Written problem =
Give every line back verbatim, dropping all images.

- - - -

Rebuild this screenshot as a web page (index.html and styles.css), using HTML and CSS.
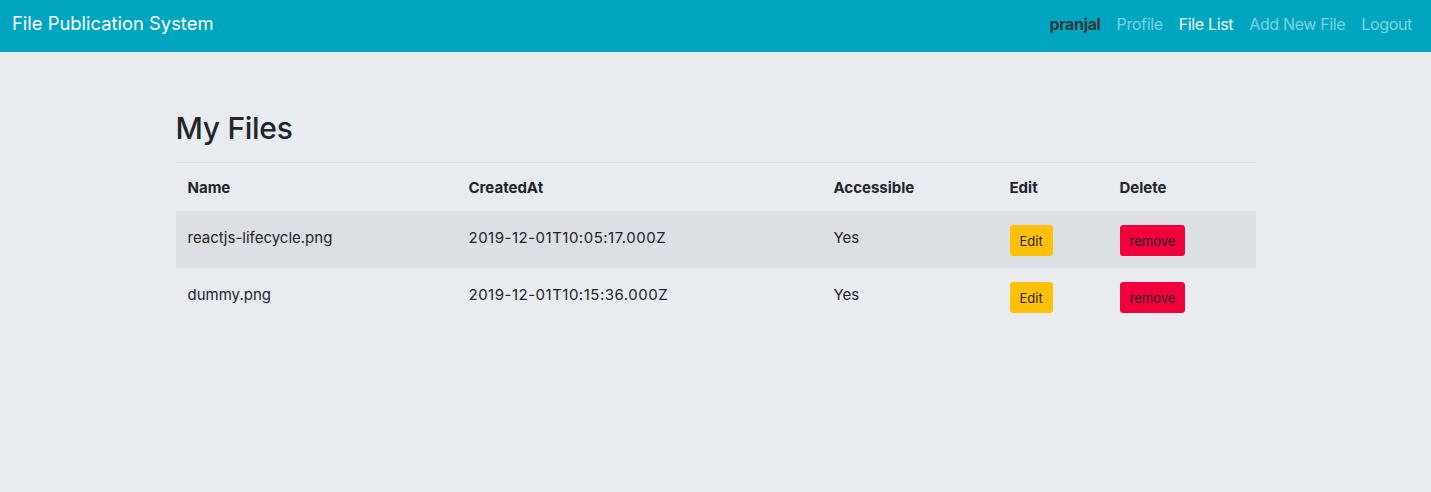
FILE: index.html
```html
<!DOCTYPE html>
<html lang="en">
<head>
<meta charset="utf-8">
<title>File Publication System</title>
<link rel="stylesheet" href="styles.css">
</head>
<body>
<nav class="navbar">
  <a class="brand" href="#">File Publication System</a>
  <ul class="nav-links">
    <li class="user">pranjal</li>
    <li><a class="link" href="#">Profile</a></li>
    <li><a class="link active" href="#">File List</a></li>
    <li><a class="link" href="#">Add New File</a></li>
    <li><a class="link" href="#">Logout</a></li>
  </ul>
</nav>
<main class="container">
  <h2 class="title">My Files</h2>
  <table class="files">
    <colgroup>
      <col class="c-name"><col class="c-created"><col class="c-acc"><col class="c-edit"><col class="c-del">
    </colgroup>
    <thead>
      <tr><th>Name</th><th>CreatedAt</th><th>Accessible</th><th>Edit</th><th>Delete</th></tr>
    </thead>
    <tbody>
      <tr class="striped">
        <td>reactjs-lifecycle.png</td>
        <td class="date">2019-12-01T10:05:17.000Z</td>
        <td>Yes</td>
        <td><button class="btn btn-edit">Edit</button></td>
        <td><button class="btn btn-remove">remove</button></td>
      </tr>
      <tr>
        <td>dummy.png</td>
        <td class="date">2019-12-01T10:15:36.000Z</td>
        <td>Yes</td>
        <td><button class="btn btn-edit">Edit</button></td>
        <td><button class="btn btn-remove">remove</button></td>
      </tr>
    </tbody>
  </table>
</main>
</body>
</html>
```
FILE: styles.css
```css
* { box-sizing: border-box; }
html, body { height: 100%; }
body {
  margin: 0;
  background: #e8ebf0;
  font-family: Inter, "Helvetica Neue", Arial, sans-serif;
  font-size: 16px;
  line-height: 1.5;
  color: #212529;
}
.navbar {
  height: 52px;
  background: #00a6c0;
  display: flex;
  align-items: center;
  justify-content: space-between;
  padding: 0 19px 4px 12px;
}
.brand {
  color: #fff;
  font-size: 18.4px;
  text-decoration: none;
}
.nav-links {
  list-style: none;
  margin: 0;
  padding: 0;
  display: flex;
  gap: 16px;
  font-size: 16px;
  letter-spacing: -0.35px;
}
.user {
  font-weight: 700;
  color: #343a40;
}
.link {
  color: rgba(255,255,255,0.5);
  text-decoration: none;
}
.link.active { color: #f2fbfc; }
.container {
  width: 1080px;
  margin: 0 auto;
  padding-top: 57px;
}
.title {
  margin: 0;
  font-size: 30px;
  font-weight: 500;
  line-height: 38px;
  letter-spacing: -0.3px;
}
.files {
  margin-top: 15px;
  width: 100%;
  border-collapse: collapse;
  border-top: 1px solid #d9dde2;
}
.c-name { width: 281px; }
.c-created { width: 365px; }
.c-acc { width: 176px; }
.c-edit { width: 110px; }
.c-del { width: 148px; }
th, td {
  text-align: left;
  vertical-align: top;
}
th {
  font-weight: 700;
  font-size: 15px;
  height: 48px;
  padding: 14px 12px 10px;
}
td {
  font-size: 15px;
  height: 57px;
  padding: 16px 12px 8px;
}
.date { letter-spacing: 0.5px; }
.striped { background: #dcdfe4; }
.btn {
  font-family: inherit;
  font-size: 13px;
  line-height: 20px;
  padding: 5px 9px 4px;
  border: 1px solid transparent;
  border-radius: 3px;
  color: #212529;
  margin-top: -2px;
  cursor: pointer;
  letter-spacing: 0;
}
.btn-edit { background: #ffc107; border-color: #ffc107; }
.btn-remove { background: #f1003b; border-color: #f1003b; }
```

- - - -

Solution below =
Rebuild this screenshot as a web page (index.html and styles.css), using HTML and CSS.
FILE: index.html
```html
<!DOCTYPE html>
<html lang="en">
<head>
<meta charset="utf-8">
<title>File Publication System</title>
<link rel="stylesheet" href="styles.css">
</head>
<body>
<nav class="navbar">
  <a class="brand" href="#">File Publication System</a>
  <ul class="nav-links">
    <li class="user">pranjal</li>
    <li><a class="link" href="#">Profile</a></li>
    <li><a class="link active" href="#">File List</a></li>
    <li><a class="link" href="#">Add New File</a></li>
    <li><a class="link" href="#">Logout</a></li>
  </ul>
</nav>
<main class="container">
  <h2 class="title">My Files</h2>
  <table class="files">
    <colgroup>
      <col class="c-name"><col class="c-created"><col class="c-acc"><col class="c-edit"><col class="c-del">
    </colgroup>
    <thead>
      <tr><th>Name</th><th>CreatedAt</th><th>Accessible</th><th>Edit</th><th>Delete</th></tr>
    </thead>
    <tbody>
      <tr class="striped">
        <td>reactjs-lifecycle.png</td>
        <td class="date">2019-12-01T10:05:17.000Z</td>
        <td>Yes</td>
        <td><button class="btn btn-edit">Edit</button></td>
        <td><button class="btn btn-remove">remove</button></td>
      </tr>
      <tr>
        <td>dummy.png</td>
        <td class="date">2019-12-01T10:15:36.000Z</td>
        <td>Yes</td>
        <td><button class="btn btn-edit">Edit</button></td>
        <td><button class="btn btn-remove">remove</button></td>
      </tr>
    </tbody>
  </table>
</main>
</body>
</html>
```
FILE: styles.css
```css
* { box-sizing: border-box; }
html, body { height: 100%; }
body {
  margin: 0;
  background: #e8ebf0;
  font-family: Inter, "Helvetica Neue", Arial, sans-serif;
  font-size: 16px;
  line-height: 1.5;
  color: #212529;
}
.navbar {
  height: 52px;
  background: #00a6c0;
  display: flex;
  align-items: center;
  justify-content: space-between;
  padding: 0 19px 4px 12px;
}
.brand {
  color: #fff;
  font-size: 18.4px;
  text-decoration: none;
}
.nav-links {
  list-style: none;
  margin: 0;
  padding: 0;
  display: flex;
  gap: 16px;
  font-size: 16px;
  letter-spacing: -0.35px;
}
.user {
  font-weight: 700;
  color: #343a40;
}
.link {
  color: rgba(255,255,255,0.5);
  text-decoration: none;
}
.link.active { color: #f2fbfc; }
.container {
  width: 1080px;
  margin: 0 auto;
  padding-top: 57px;
}
.title {
  margin: 0;
  font-size: 30px;
  font-weight: 500;
  line-height: 38px;
  letter-spacing: -0.3px;
}
.files {
  margin-top: 15px;
  width: 100%;
  border-collapse: collapse;
  border-top: 1px solid #d9dde2;
}
.c-name { width: 281px; }
.c-created { width: 365px; }
.c-acc { width: 176px; }
.c-edit { width: 110px; }
.c-del { width: 148px; }
th, td {
  text-align: left;
  vertical-align: top;
}
th {
  font-weight: 700;
  font-size: 15px;
  height: 48px;
  padding: 14px 12px 10px;
}
td {
  font-size: 15px;
  height: 57px;
  padding: 16px 12px 8px;
}
.date { letter-spacing: 0.5px; }
.striped { background: #dcdfe4; }
.btn {
  font-family: inherit;
  font-size: 13px;
  line-height: 20px;
  padding: 5px 9px 4px;
  border: 1px solid transparent;
  border-radius: 3px;
  color: #212529;
  margin-top: -2px;
  cursor: pointer;
  letter-spacing: 0;
}
.btn-edit { background: #ffc107; border-color: #ffc107; }
.btn-remove { background: #f1003b; border-color: #f1003b; }
```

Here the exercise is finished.